Gina Rinehart is back in action, this time to revive one of Australia’s longest delayed iron ore projects.

Rinehart and her company Hancock Prospecting signed a development agreement this week to lead a bankable feasibility study on the Hardey project in the West Pilbara owned by the API Joint Venture.

The deal comes off the back of market chatter about the revival of the project, which was shelved due to falling iron ore prices during the downturn.

With prices climbing back above US$126/t overnight and sitting above long term averages, it has brought the APIJV back into focus.

Under the terms of a development agreement signed this week, Hancock will lead the development and operation of the project subject to a final investment decision.
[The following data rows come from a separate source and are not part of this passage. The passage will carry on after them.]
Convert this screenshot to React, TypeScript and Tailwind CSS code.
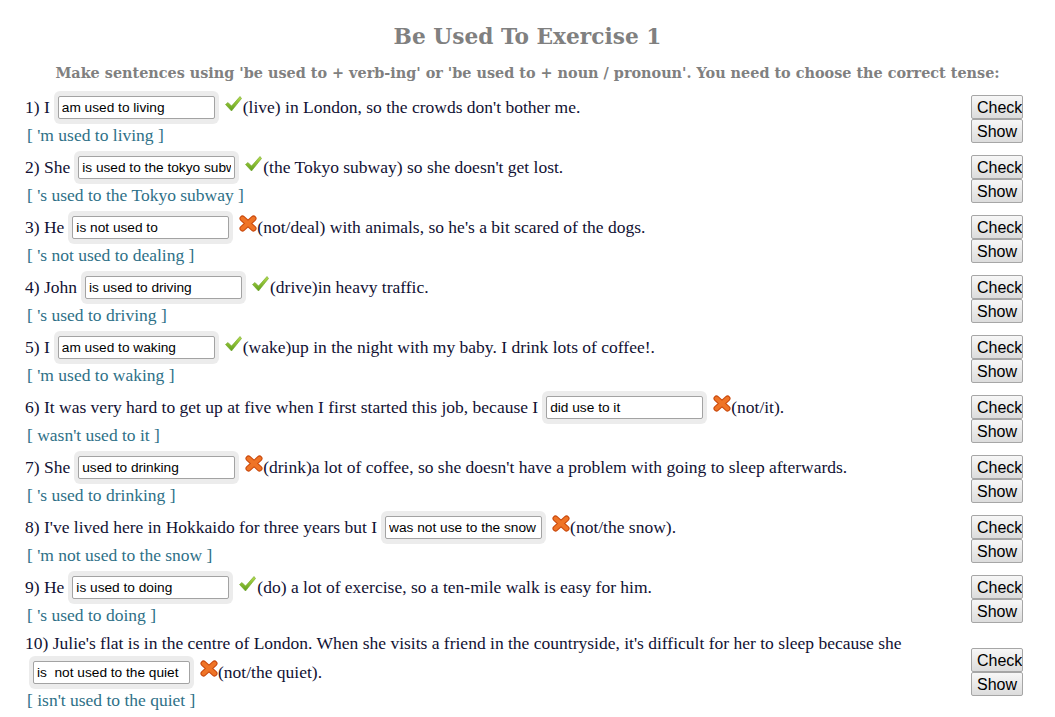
import { ReactNode } from "react";

type Question = {
  pre?: string;
  lead?: string;
  value: string;
  ok: boolean;
  post: string;
  answer: string;
};

const questions: Question[] = [
  { pre: "1) I", value: "am used to living", ok: true, post: "(live) in London, so the crowds don't bother me.", answer: "[ 'm used to living ]" },
  { pre: "2) She", value: "is used to the tokyo subway", ok: true, post: "(the Tokyo subway) so she doesn't get lost.", answer: "[ 's used to the Tokyo subway ]" },
  { pre: "3) He", value: "is not used to", ok: false, post: "(not/deal) with animals, so he's a bit scared of the dogs.", answer: "[ 's not used to dealing ]" },
  { pre: "4) John", value: "is used to driving", ok: true, post: "(drive)in heavy traffic.", answer: "[ 's used to driving ]" },
  { pre: "5) I", value: "am used to waking", ok: true, post: "(wake)up in the night with my baby. I drink lots of coffee!.", answer: "[ 'm used to waking ]" },
  {
    pre: "6) It was very hard to get up at five when I first started this job, because I",
    value: "did use to it",
    ok: false,
    post: "(not/it).",
    answer: "[ wasn't used to it ]"
  },
  {
    pre: "7) She",
    value: "used to drinking",
    ok: false,
    post: "(drink)a lot of coffee, so she doesn't have a problem with going to sleep afterwards.",
    answer: "[ 's used to drinking ]"
  },
  { pre: "8) I've lived here in Hokkaido for three years but I", value: "was not use to the snow", ok: false, post: "(not/the snow).", answer: "[ 'm not used to the snow ]" },
  { pre: "9) He", value: "is used to doing", ok: true, post: "(do) a lot of exercise, so a ten-mile walk is easy for him.", answer: "[ 's used to doing ]" },
  {
    lead: "10) Julie's flat is in the centre of London. When she visits a friend in the countryside, it's difficult for her to sleep because she",
    value: "is  not used to the quiet",
    ok: false,
    post: "(not/the quiet).",
    answer: "[ isn't used to the quiet ]"
  }
];

function Tick() {
  return (
    <svg width="17" height="16" viewBox="0 0 17 16" className="mt-[5px] ml-[2px] mr-[1px] shrink-0 self-start">
      <defs>
        <linearGradient id="tk" x1="0" y1="0" x2="0" y2="1">
          <stop offset="0" stopColor="#b5dc4a" />
          <stop offset="1" stopColor="#5f9e1c" />
        </linearGradient>
      </defs>
      <polygon points="0.5,8.5 3,6.5 6.5,10 15,0.5 16.5,2.5 6.5,15" fill="url(#tk)" stroke="#6fa52a" strokeWidth="0.6" />
    </svg>
  );
}

function Cross() {
  return (
    <svg width="18" height="17" viewBox="0 0 18 17" className="mt-[4px] ml-[2px] shrink-0 self-start">
      <g strokeLinecap="round">
        <path d="M3.5 3.5 L14.5 13.5 M14.5 3.5 L3.5 13.5" stroke="#c9480c" strokeWidth="6" />
        <path d="M3.5 3.5 L14.5 13.5 M14.5 3.5 L3.5 13.5" stroke="#ef7426" strokeWidth="4" />
      </g>
    </svg>
  );
}

function Field({ value }: { value: string }) {
  return (
    <span className="mx-[4px] inline-flex h-[33px] shrink-0 items-center rounded-[6px] bg-[#ececec] px-[4px]">
      <input
        readOnly
        value={value}
        className="h-[23px] w-[157px] rounded-[2px] border border-[#a3a3a3] bg-white px-[3px] font-['Liberation_Sans',Arial,sans-serif] text-[13.7px] text-black outline-none"
      />
    </span>
  );
}

function Line({ children }: { children: ReactNode }) {
  return <div className="flex h-[33px] items-center whitespace-nowrap">{children}</div>;
}

const btn =
  "h-[24px] w-[52px] overflow-hidden whitespace-nowrap rounded-[2px] border border-[#a6a6a6] bg-[linear-gradient(#f7f7f7,#dcdcdc)] pl-[5px] text-left font-['Liberation_Sans',Arial,sans-serif] text-[16px] text-black";

function QuestionRow({ q }: { q: Question }) {
  return (
    <div className="mb-[4px] flex items-center justify-between">
      <div className="flex flex-col">
        {q.lead ? <div className="flex h-[25px] items-center whitespace-nowrap">{q.lead}</div> : null}
        <Line>
          {q.pre ? <span>{q.pre}</span> : null}
          <Field value={q.value} />
          {q.ok ? <Tick /> : <Cross />}
          <span>{q.post}</span>
        </Line>
        <div className="flex h-[23px] items-center pl-[2px] text-[#2e7087]">{q.answer}</div>
      </div>
      <div className="flex w-[52px] shrink-0 flex-col">
        <button className={btn}>Check</button>
        <button className={btn}>Show</button>
      </div>
    </div>
  );
}

export default function App() {
  return (
    <div className="min-h-[717px] w-[1055px] bg-white font-['Liberation_Serif','Times_New_Roman',serif] text-[17.5px] text-[#111133]">
      <h1 className="pt-[21px] text-center font-['DejaVu_Serif',Georgia,serif] text-[21.7px] leading-[32px] font-bold text-[#808080]">
        Be Used To Exercise 1
      </h1>
      <p className="mt-[9px] text-center font-['DejaVu_Serif',Georgia,serif] text-[14.4px] leading-[22px] font-bold text-[#808080]">
        Make sentences using 'be used to + verb-ing' or 'be used to + noun / pronoun'. You need to choose the correct tense:
      </p>
      <div className="pt-[7px] pr-[32px] pl-[25px]">
        {questions.map((q, i) => (
          <QuestionRow key={i} q={q} />
        ))}
      </div>
    </div>
  );
}
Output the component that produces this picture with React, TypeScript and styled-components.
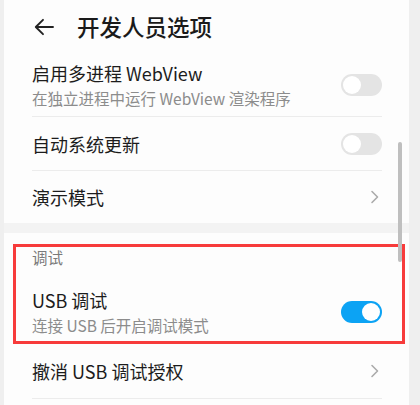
import React from "react";
import styled, { createGlobalStyle } from "styled-components";

const Global = createGlobalStyle`
  html, body { margin: 0; padding: 0; background: #efefef; }
  body { font-family: "Noto Sans CJK SC", "Noto Sans", sans-serif; }
  * { box-sizing: border-box; }
`;

const Screen = styled.div`
  position: relative;
  width: 405px;
  height: 405px;
  margin-left: 4px;
  background: #fdfdfd;
  overflow: hidden;
  display: flex;
  flex-direction: column;
`;

const Header = styled.div`
  height: 54px;
  display: flex;
  align-items: center;
  padding: 0 0 0 30px;
  gap: 23px;
  flex-shrink: 0;
`;

const Title = styled.div`
  font-size: 22.5px;
  font-weight: 500;
  color: #1a1a1a;
  line-height: 1;
  margin-top: -2px;
`;

const Group = styled.div`
  position: relative;
  display: flex;
  flex-direction: column;
  padding: 0 27px 0 28px;
  background: #fdfdfd;
`;

const Band = styled.div`
  height: 10px;
  background: #f3f3f3;
  flex-shrink: 0;
`;

const Row = styled.div<{ $h: number; $line?: boolean }>`
  height: ${(p) => p.$h}px;
  display: flex;
  align-items: center;
  justify-content: space-between;
  border-bottom: ${(p) => (p.$line ? "1px solid #ececec" : "none")};
  flex-shrink: 0;
`;

const Texts = styled.div`
  display: flex;
  flex-direction: column;
  gap: 5px;
`;

const Label = styled.div`
  font-size: 18px;
  color: #1c1c1c;
  line-height: 22px;
`;

const Sub = styled.div`
  font-size: 15.5px;
  color: #8c8c8c;
  line-height: 19px;
`;

const SectionHead = styled.div`
  height: 48px;
  display: flex;
  align-items: center;
  font-size: 15.5px;
  color: #7a7a7a;
  flex-shrink: 0;
`;

const Track = styled.div<{ $on?: boolean }>`
  width: 41px;
  height: 22px;
  border-radius: 11px;
  background: ${(p) => (p.$on ? "#0ca3f4" : "#e4e4e4")};
  display: flex;
  align-items: center;
  justify-content: ${(p) => (p.$on ? "flex-end" : "flex-start")};
  padding: 0 2px;
  flex-shrink: 0;
`;

const Knob = styled.div`
  width: 18px;
  height: 18px;
  border-radius: 50%;
  background: #ffffff;
`;

const Highlight = styled.div`
  position: absolute;
  left: 9px;
  top: 11px;
  width: 392px;
  height: 100px;
  border: 3px solid #f73b3b;
  pointer-events: none;
`;

const ScrollThumb = styled.div`
  position: absolute;
  right: 7px;
  top: 142px;
  width: 4px;
  height: 120px;
  border-radius: 2px;
  background: #bfbfbf;
`;

const Toggle = ({ on }: { on?: boolean }) => (
  <Track $on={on}>
    <Knob />
  </Track>
);

const Chevron = () => (
  <svg width="10" height="14" viewBox="0 0 10 14" style={{ marginRight: 2 }}>
    <polyline points="2,1.5 7.5,7 2,12.5" fill="none" stroke="#ababab" strokeWidth="1.6" strokeLinecap="round" strokeLinejoin="round" />
  </svg>
);

const BackArrow = () => (
  <svg width="20" height="18" viewBox="0 0 20 18">
    <path d="M19 9 H2 M9 1.8 L1.8 9 L9 16.2" fill="none" stroke="#222" strokeWidth="1.9" strokeLinecap="round" strokeLinejoin="round" />
  </svg>
);

export default function App() {
  return (
    <>
      <Global />
      <Screen>
        <Header>
          <BackArrow />
          <Title>开发人员选项</Title>
        </Header>
        <Group>
          <Row $h={63} $line>
            <Texts>
              <Label>启用多进程 WebView</Label>
              <Sub>在独立进程中运行 WebView 渲染程序</Sub>
            </Texts>
            <Toggle />
          </Row>
          <Row $h={54} $line>
            <Label>自动系统更新</Label>
            <Toggle />
          </Row>
          <Row $h={52}>
            <Label>演示模式</Label>
            <Chevron />
          </Row>
        </Group>
        <Band />
        <Group>
          <SectionHead>调试</SectionHead>
          <Row $h={62}>
            <Texts>
              <Label>USB 调试</Label>
              <Sub>连接 USB 后开启调试模式</Sub>
            </Texts>
            <Toggle on />
          </Row>
          <Row $h={56} $line>
            <Label>撤消 USB 调试授权</Label>
            <Chevron />
          </Row>
          <Highlight />
        </Group>
        <ScrollThumb />
      </Screen>
    </>
  );
}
The APIJV is 50% owned by Aquila Resources, an entity 85% owned by China’s Baowu, the world’s largest steelmaker and 15% by Mineral Resources (ASX:MIN) which bought its stake off Aurizon this year.

The other 50% is held in a JV between America’s AMCI and Korea’s POSCO, which owns 12.5% of Gina’s flagship miner Roy Hill Holdings.

Rinehart said the window was opening to develop the long-dormant Hardey project.

“The Hardey project has waited years for the right window to proceed to development,” she said.

“We have an outstanding group of partners, and we believe that now is the right time for the Hardey project to be progressed.”

The deal raises the prospect that incremental tonnes to expand Australia’s iron ore industry and increase seaborne supply could come not from the majors but the emerging mid-tier.

Hancock is studying expansion plans in the form of new developments at its Atlas Iron business, while MinRes is plotting a rapid expansion over the next few years by developing two hubs at the Port of Ashburton and its Marillana and Othalmia JVs with Brockman Mining (ASX:BCK).

MinRes also paid $200 million cash up front and $200 million deferred for Red Hill Iron’s (ASX:RHI) 40% stake in the RHIOJV, 60% of which is owned by the APIJV.

Despite weakness in futures markets, benchmark 62% iron ore fines rose US$2.96/t to US$126.35/t overnight according to Fastmarkets MB.

58% discounted fines however were down US$2.02 to US$94.69/t, while 65% Brazil premium fines were up US$0.20 to US$143.20/t.

Iron ore miners enjoyed bullish trading conditions on the final day before the Christmas holidays, sending the materials index 0.73% higher along with heavy support for lithium stocks.